FECNs are generated when data is sent out a congested interface; they indicate to a DTE that congestion was encountered. Traffic is marked with BECN if the queue for the opposite direction is deep enough to trigger FECNs at the current time.
BECNs notify the sender to decrease the transmission rate. If the traffic is one-way only (such as multicast traffic), there is no reverse traffic with BECNs to notify the sender to slow down. Thus, when a DTE receives an FECN, it first determines if it is sending any data in return. If it is sending return data, this data will get marked with a BECN on its way to the other DTE. However, if the DTE is not sending any data, the DTE can send a Q.922 TEST RESPONSE message with the BECN bit set.

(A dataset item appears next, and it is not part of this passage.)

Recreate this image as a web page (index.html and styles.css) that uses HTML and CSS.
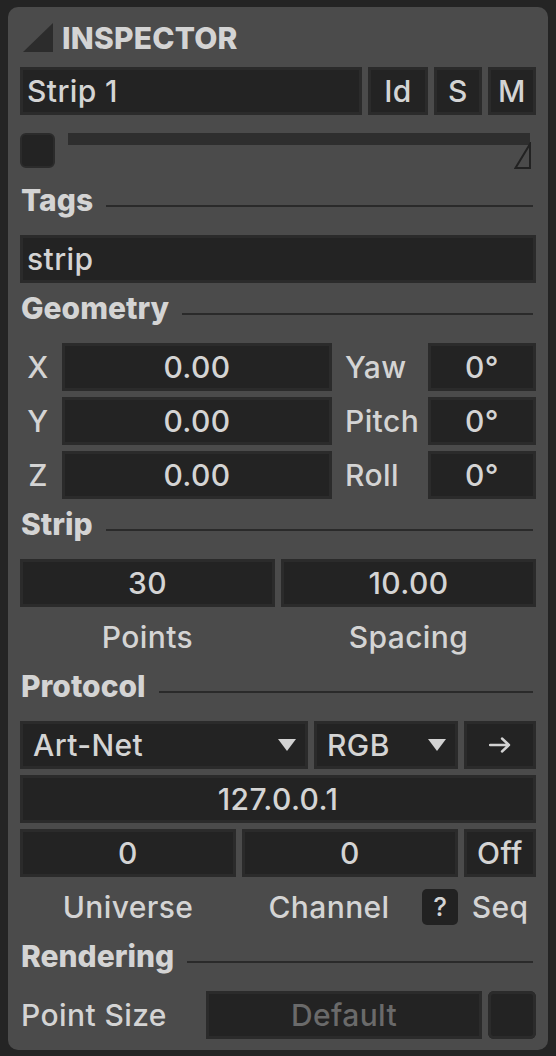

When an interface configured with traffic shaping receives a BECN, it immediately decreases its maximum rate by a large amount. If, after several intervals, the interface has not received another BECN and traffic is waiting in the queue, the maximum rate increases slightly. The dynamically adjusted maximum rate is called the derived rate.
The derived rate will always be between the upper bound and the lower bound configured on the interface.
Because of the method in which FRTS is implemented, Cisco recommends that you do not use it for real-time traffic. If FRTS is used and the traffic bursts to the Be rate, the router must wait for a period of time before transmitting again. Under certain conditions, this time can be up to 900 milliseconds, an unacceptable amount of time for real-time traffic.
FRTS applies only to Frame Relay PVCs and SVCs.